Yes, it has a cool monster–a creature of slimy, malformed absurdity–and several astonishing visual moments. (Unfortunately, most of these can be seen in the trailer.) Bong Joon-ho’s horror film about an aquatic creature terrorizing Seoul is well-timed and efficient, and having once cruised the Han River myself, I can attest to its authentic use of locations. Seeing the film at midnight with hundreds of rabid fans who had just spent the last hour or more lined up in the rain generated heady excitement, where every sentence uttered by the presenter was interrupted by raucous applause.

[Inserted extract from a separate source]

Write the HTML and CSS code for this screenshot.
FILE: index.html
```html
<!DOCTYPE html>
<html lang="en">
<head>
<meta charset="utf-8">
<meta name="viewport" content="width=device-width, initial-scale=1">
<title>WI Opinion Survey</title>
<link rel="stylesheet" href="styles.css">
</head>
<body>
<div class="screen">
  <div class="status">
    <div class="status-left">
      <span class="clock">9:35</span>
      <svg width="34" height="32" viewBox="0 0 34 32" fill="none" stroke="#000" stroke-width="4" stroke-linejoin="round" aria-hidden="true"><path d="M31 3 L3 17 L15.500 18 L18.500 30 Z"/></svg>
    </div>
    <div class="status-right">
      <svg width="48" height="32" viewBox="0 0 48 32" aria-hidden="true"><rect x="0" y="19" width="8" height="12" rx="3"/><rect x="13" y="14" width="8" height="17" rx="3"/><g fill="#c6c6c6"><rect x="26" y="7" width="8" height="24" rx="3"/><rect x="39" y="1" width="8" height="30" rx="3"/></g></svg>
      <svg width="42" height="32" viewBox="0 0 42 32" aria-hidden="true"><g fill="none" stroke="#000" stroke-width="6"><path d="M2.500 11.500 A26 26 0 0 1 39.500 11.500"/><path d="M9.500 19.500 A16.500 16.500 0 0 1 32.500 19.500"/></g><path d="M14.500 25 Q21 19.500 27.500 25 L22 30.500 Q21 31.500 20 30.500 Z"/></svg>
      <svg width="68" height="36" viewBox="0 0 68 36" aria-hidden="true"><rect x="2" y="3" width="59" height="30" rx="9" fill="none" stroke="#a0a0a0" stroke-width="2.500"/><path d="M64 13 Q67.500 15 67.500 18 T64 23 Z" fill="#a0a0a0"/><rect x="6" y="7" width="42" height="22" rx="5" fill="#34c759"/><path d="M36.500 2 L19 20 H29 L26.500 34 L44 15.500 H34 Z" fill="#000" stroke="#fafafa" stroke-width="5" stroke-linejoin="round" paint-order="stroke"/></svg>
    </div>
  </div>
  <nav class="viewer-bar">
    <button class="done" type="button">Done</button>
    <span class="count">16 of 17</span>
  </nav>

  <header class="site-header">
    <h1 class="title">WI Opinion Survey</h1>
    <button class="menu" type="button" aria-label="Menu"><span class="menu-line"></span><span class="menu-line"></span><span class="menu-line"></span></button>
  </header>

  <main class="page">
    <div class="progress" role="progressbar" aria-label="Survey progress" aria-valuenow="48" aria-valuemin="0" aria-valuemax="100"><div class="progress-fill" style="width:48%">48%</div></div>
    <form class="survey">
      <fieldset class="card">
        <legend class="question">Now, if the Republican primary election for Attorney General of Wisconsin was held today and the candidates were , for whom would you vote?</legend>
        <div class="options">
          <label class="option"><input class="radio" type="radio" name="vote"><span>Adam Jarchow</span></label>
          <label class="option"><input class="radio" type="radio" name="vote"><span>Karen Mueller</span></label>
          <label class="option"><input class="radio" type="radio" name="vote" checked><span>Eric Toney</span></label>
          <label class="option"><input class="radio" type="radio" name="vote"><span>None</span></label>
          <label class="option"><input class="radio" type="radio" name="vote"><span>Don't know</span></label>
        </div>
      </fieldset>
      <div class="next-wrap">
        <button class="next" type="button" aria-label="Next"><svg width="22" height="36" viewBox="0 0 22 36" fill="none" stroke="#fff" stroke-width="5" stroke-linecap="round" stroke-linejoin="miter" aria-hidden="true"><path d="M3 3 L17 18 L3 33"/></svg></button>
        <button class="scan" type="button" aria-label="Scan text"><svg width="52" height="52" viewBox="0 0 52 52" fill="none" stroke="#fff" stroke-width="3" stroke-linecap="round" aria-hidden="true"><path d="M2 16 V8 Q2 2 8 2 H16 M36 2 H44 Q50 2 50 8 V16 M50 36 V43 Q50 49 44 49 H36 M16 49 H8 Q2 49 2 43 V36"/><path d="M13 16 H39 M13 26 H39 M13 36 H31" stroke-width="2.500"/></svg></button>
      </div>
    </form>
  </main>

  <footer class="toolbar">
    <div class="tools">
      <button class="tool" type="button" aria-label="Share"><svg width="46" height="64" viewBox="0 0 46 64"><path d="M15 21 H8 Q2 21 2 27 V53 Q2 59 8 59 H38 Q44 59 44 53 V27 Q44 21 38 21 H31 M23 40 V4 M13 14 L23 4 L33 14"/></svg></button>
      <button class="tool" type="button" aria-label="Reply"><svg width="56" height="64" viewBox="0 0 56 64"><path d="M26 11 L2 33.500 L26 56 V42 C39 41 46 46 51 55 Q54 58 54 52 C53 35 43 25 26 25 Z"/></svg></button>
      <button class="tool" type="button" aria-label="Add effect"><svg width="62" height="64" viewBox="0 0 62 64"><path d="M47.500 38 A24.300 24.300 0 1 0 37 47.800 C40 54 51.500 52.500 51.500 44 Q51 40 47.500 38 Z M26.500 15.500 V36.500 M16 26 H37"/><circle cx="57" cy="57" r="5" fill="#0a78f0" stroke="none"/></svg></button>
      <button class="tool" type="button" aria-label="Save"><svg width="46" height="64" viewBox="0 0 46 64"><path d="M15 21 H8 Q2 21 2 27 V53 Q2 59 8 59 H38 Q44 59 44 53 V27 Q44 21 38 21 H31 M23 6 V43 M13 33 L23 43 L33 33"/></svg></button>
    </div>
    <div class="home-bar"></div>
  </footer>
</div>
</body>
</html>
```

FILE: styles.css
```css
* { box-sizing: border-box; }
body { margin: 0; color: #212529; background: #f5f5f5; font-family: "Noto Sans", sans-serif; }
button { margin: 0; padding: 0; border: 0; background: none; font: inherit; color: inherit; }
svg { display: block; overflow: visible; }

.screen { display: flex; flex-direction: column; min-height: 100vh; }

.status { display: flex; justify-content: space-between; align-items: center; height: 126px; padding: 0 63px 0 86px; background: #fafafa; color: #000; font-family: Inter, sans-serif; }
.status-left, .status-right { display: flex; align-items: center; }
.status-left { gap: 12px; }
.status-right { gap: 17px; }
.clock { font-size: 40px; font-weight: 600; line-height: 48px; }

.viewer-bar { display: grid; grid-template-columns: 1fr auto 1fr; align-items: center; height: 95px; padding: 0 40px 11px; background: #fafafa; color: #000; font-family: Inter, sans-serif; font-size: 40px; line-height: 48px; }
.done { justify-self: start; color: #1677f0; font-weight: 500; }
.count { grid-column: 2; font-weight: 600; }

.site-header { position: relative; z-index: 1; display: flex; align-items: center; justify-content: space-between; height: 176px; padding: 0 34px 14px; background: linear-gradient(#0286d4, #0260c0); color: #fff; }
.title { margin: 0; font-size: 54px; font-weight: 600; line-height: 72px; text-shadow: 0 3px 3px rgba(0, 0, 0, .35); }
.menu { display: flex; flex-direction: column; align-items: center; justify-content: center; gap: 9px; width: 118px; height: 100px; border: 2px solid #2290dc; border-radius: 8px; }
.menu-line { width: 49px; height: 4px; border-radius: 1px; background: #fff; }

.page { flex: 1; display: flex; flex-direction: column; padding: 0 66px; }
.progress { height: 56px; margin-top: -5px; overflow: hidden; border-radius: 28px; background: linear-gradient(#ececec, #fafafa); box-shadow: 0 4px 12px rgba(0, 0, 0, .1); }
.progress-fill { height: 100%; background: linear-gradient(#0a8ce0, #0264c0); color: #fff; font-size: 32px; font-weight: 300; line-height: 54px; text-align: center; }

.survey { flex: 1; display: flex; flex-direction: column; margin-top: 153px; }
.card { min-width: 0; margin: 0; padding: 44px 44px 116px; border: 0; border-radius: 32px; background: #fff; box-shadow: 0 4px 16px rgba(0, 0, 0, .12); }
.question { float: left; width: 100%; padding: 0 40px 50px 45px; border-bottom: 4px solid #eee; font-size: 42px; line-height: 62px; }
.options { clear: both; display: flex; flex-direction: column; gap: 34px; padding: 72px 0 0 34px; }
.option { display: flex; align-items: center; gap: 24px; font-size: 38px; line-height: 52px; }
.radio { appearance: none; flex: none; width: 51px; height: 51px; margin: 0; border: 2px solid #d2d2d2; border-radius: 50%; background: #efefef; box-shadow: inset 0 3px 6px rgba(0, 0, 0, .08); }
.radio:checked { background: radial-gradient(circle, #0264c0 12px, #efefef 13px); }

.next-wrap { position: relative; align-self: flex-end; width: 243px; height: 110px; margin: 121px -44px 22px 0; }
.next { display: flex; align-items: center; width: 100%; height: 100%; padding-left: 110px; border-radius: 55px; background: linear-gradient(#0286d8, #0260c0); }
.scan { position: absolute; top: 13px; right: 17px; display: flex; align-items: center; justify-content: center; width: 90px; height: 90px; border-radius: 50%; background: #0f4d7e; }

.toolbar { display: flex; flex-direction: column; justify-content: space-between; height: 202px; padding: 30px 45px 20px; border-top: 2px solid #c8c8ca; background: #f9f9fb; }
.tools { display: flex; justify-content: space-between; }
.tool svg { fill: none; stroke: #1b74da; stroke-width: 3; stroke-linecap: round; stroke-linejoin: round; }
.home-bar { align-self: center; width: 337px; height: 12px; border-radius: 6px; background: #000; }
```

But unfortunately, I simply couldn’t emotionally connect with this film at all. Like several other Korean blockbusters of late (Save the Green Planet comes to mind), it’s layered with such easily digestible irony and self-ridicule that it undercut all my attempts at genuine emotional investment. Ostensibly the drama revolves around a dysfunctional family, but their grief is played for laughs and it’s difficult to discern who is more inhuman–the lumbering, amphibious beast or the slacker protagonist whose major ambition is to steal a tentacle of smoked squid when no one is looking. The film is an effective roller coaster, but I kept wishing the obnoxious characters and condescending tone would fade into the background so I could simply admire the creative CGI.